The cognitive shift required: your value post-exit is not in deciding what comes next (the system can decide that faster and better now), but in stewarding the values and principles that should survive evolution. You become a lineage keeper, not a director. This is a completely different identity, and it requires deliberate cultivation.


Section 8: Vitality

Signs of life:

  • You speak about your exited organization in past tense, with genuine pride and no urgency to correct its decisions.
  • When people ask “what do you do now?” you answer with your new primary identity first, without automatically contextualizing it as “after founding X.”
  • Your new role has enough stakes and uncertainty that it requires your full presence and growth.
  • Your former team and board report that decisions move faster, not slower, without you.

Signs of decay:

  • You find yourself in frequent unplanned conversations about “what we should be doing” at your exited organization.
  • Your new roles all feel temporary or like waiting.

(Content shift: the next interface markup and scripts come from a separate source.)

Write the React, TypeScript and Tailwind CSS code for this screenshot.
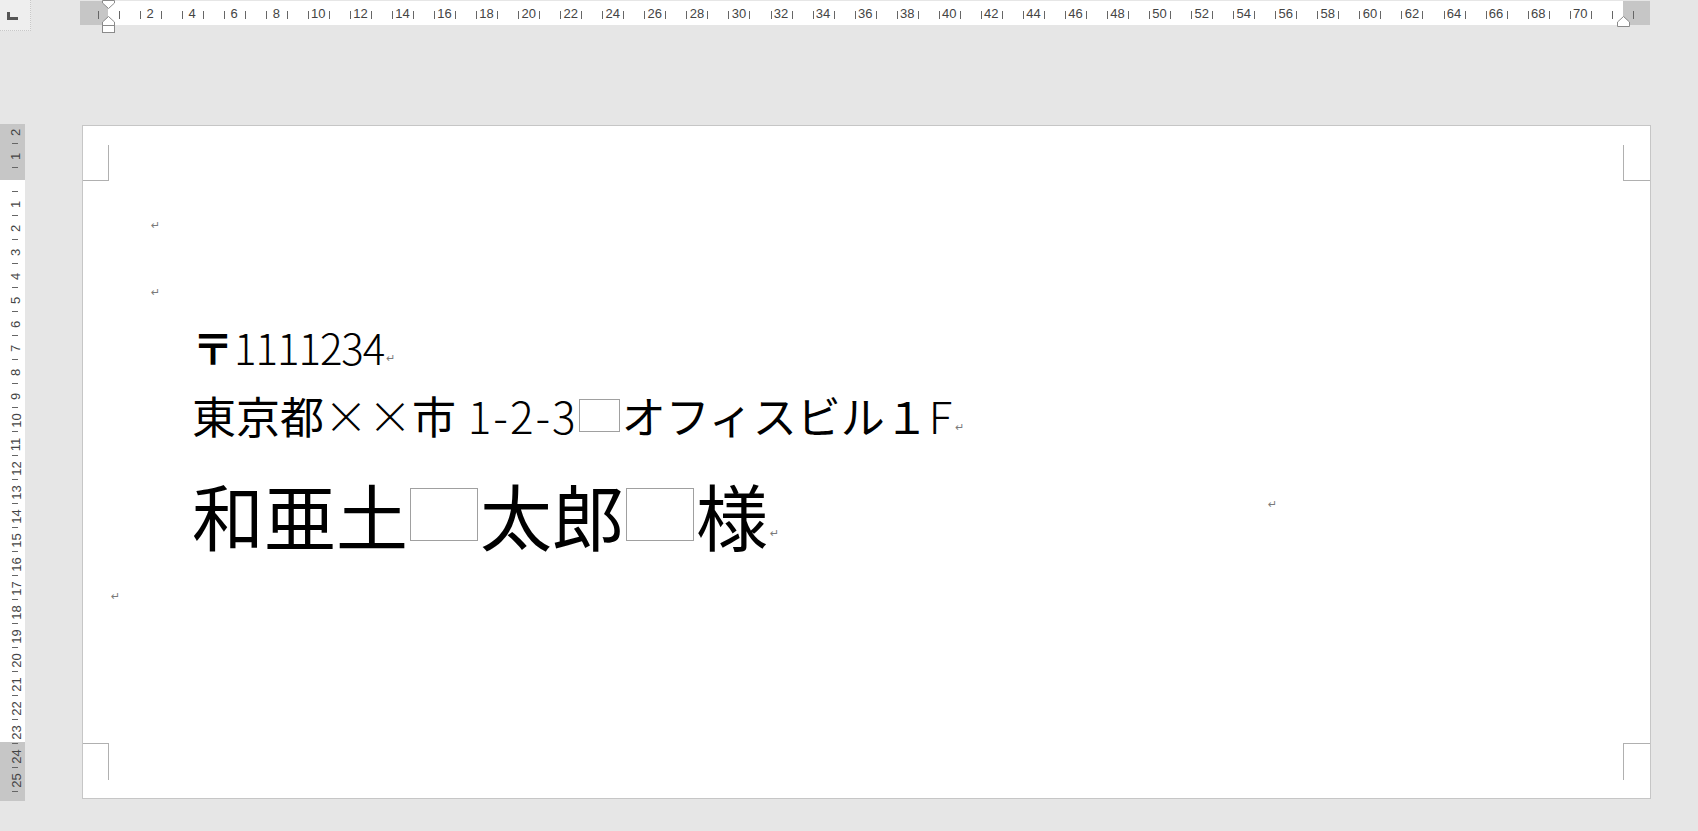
import React from 'react';

const hCells = Array.from({ length: 73 }, (_, i) => i);
const vCells = Array.from({ length: 28 }, (_, i) => i - 2);

const Return: React.FC<{ className?: string }> = ({ className = '' }) => (
  <span className={`font-['DejaVu_Sans',sans-serif] text-[11px] leading-none text-[#7a7a7a] ${className}`}>↵</span>
);

const FwBox: React.FC = () => (
  <span className="inline-block w-[0.94em] h-[0.74em] mx-[0.03em] mb-[0.05em] border border-[#a0a0a0] align-baseline" />
);

const TopRuler: React.FC = () => (
  <div className="relative ml-[49px] mt-px w-[1570px] h-[24px] bg-[linear-gradient(to_right,#c6c6c6_28px,#ffffff_28px,#ffffff_1543px,#c6c6c6_1543px)] font-['Liberation_Sans',sans-serif] text-[13px] text-[#444]">
    <div className="flex h-full pl-[17.5px]">
      {hCells.map(n => (
        <div key={n} className="relative w-[21.04px] h-full flex items-center justify-center">
          <span className="absolute left-0 top-[10px] h-[8px] w-px bg-[#666]" />
          {n > 0 && n < 72 && n % 2 === 0 ? <span className="leading-none">{n}</span> : null}
        </div>
      ))}
      <div className="relative w-px h-full">
        <span className="absolute left-0 top-[10px] h-[8px] w-px bg-[#666]" />
      </div>
    </div>
    {/* indent markers */}
    <svg className="absolute left-[21.5px] -top-px" width="13" height="34" viewBox="0 0 13 34">
      <polygon points="0.5,0.5 12.5,0.5 12.5,3 6.5,8.5 0.5,3" fill="#fff" stroke="#8a8a8a" />
      <polygon points="6.5,16.5 12.5,22 12.5,25.5 0.5,25.5 0.5,22" fill="#fff" stroke="#8a8a8a" />
      <rect x="0.5" y="25.5" width="12" height="7" fill="#fff" stroke="#8a8a8a" />
    </svg>
    <svg className="absolute left-[1536.5px] -top-px" width="13" height="28" viewBox="0 0 13 28">
      <polygon points="6.5,16.5 12.5,22 12.5,26.5 0.5,26.5 0.5,22" fill="#fff" stroke="#8a8a8a" />
    </svg>
  </div>
);

const SideRuler: React.FC = () => (
  <div className="w-[25px] h-[677px] overflow-hidden bg-[linear-gradient(to_bottom,#c6c6c6_56px,#ffffff_56px,#ffffff_618px,#c6c6c6_618px)] font-['Liberation_Sans',sans-serif] text-[13px] text-[#444]">
    <div className="flex flex-col -mt-[4px]">
      {vCells.map(n => (
        <div key={n} className="relative h-[24px] w-full flex items-center justify-center pl-[7px]">
          {n !== 0 ? <span className="inline-block -rotate-90 leading-none whitespace-nowrap">{Math.abs(n)}</span> : null}
          <span className="absolute left-[12px] bottom-0 w-[6px] h-px bg-[#666]" />
        </div>
      ))}
    </div>
  </div>
);

export default function App() {
  return (
    <div className="w-[1698px] h-[831px] overflow-hidden bg-[#e6e6e6]">
      <div className="flex items-start h-[124px]">
        <div className="w-[31px] h-[31px] bg-[#eeeeee] border-r border-b border-dotted border-[#c8c8c8] flex">
          <svg className="ml-[7px] mt-[12px]" width="11" height="8" viewBox="0 0 11 8">
            <path d="M0 0h3v5h8v3H0z" fill="#555" />
          </svg>
        </div>
        <TopRuler />
      </div>
      <div className="flex items-start">
        <SideRuler />
        <div className="relative ml-[57px] mt-px w-[1569px] h-[674px] bg-white border border-[#c6c6c6] font-['Noto_Sans_CJK_JP',sans-serif] text-black">
          {/* crop marks */}
          <div className="absolute left-0 top-[19px] w-[26px] h-[36px] border-r border-b border-[#b0b0b0]" />
          <div className="absolute left-[1540px] top-[19px] w-[27px] h-[36px] border-l border-b border-[#b0b0b0]" />
          <div className="absolute left-0 top-[617px] w-[26px] h-[37px] border-t border-r border-[#b0b0b0]" />
          <div className="absolute left-[1540px] top-[617px] w-[27px] h-[37px] border-t border-l border-[#b0b0b0]" />
          <Return className="absolute left-[1185px] top-[373px]" />

          <div className="mt-[94px] pl-[68px] h-[10px] leading-[10px] flex">
            <Return />
          </div>
          <div className="mt-[57px] pl-[68px] h-[10px] leading-[10px] flex">
            <Return />
          </div>
          <div className="mt-[29px] pl-[109px] text-[42px] leading-none whitespace-nowrap">
            <span className="font-bold">〒</span>
            <span className="font-light tracking-[-1px]">1111234</span>
            <Return className="relative -top-[3px] ml-[2px]" />
          </div>
          <div className="mt-[25px] pl-[109px] text-[44px] leading-none whitespace-nowrap">
            <span>東京都</span>
            <span className="inline-block w-[1em] text-center font-light">×</span>
            <span className="inline-block w-[1em] text-center font-light">×</span>
            <span>市</span>
            <span className="font-light tracking-[2px]"> 1-2-3</span>
            <FwBox />
            <span>オフィスビル１</span>
            <span className="font-light">F</span>
            <Return className="relative -top-[3px] ml-[3px]" />
          </div>
          <div className="mt-[41px] pl-[109px] text-[72px] leading-none whitespace-nowrap">
            <span>和亜土</span>
            <FwBox />
            <span>太郎</span>
            <FwBox />
            <span>様</span>
            <Return className="relative -top-[8px] ml-[2px]" />
          </div>
          <div className="mt-[41px] pl-[28px] h-[10px] leading-[10px] flex">
            <Return />
          </div>
        </div>
      </div>
    </div>
  );
}
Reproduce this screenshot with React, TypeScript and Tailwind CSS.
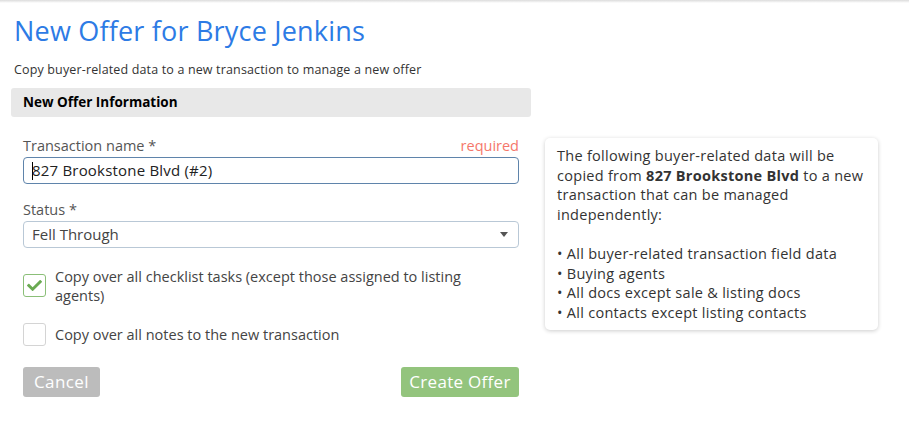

You have not committed to any one identity.
  • You launch new ventures or advisory gigs rapidly—a pattern of movement that is actually restlessness, not growth.
  • Your former system still defers to you, seeks your blessing, waits for your opinion. This means the identity work did not land.

When to replant:

If you notice decay patterns at month 6–9 post-exit, restart the grieving and identity work. You may have moved too fast or chosen a transitional role instead of a primary identity. The right moment to restart is when you feel the pull to return to your old system, not resist it. That pull is information: you have not released yet. Give yourself explicit permission to grieve again, differently.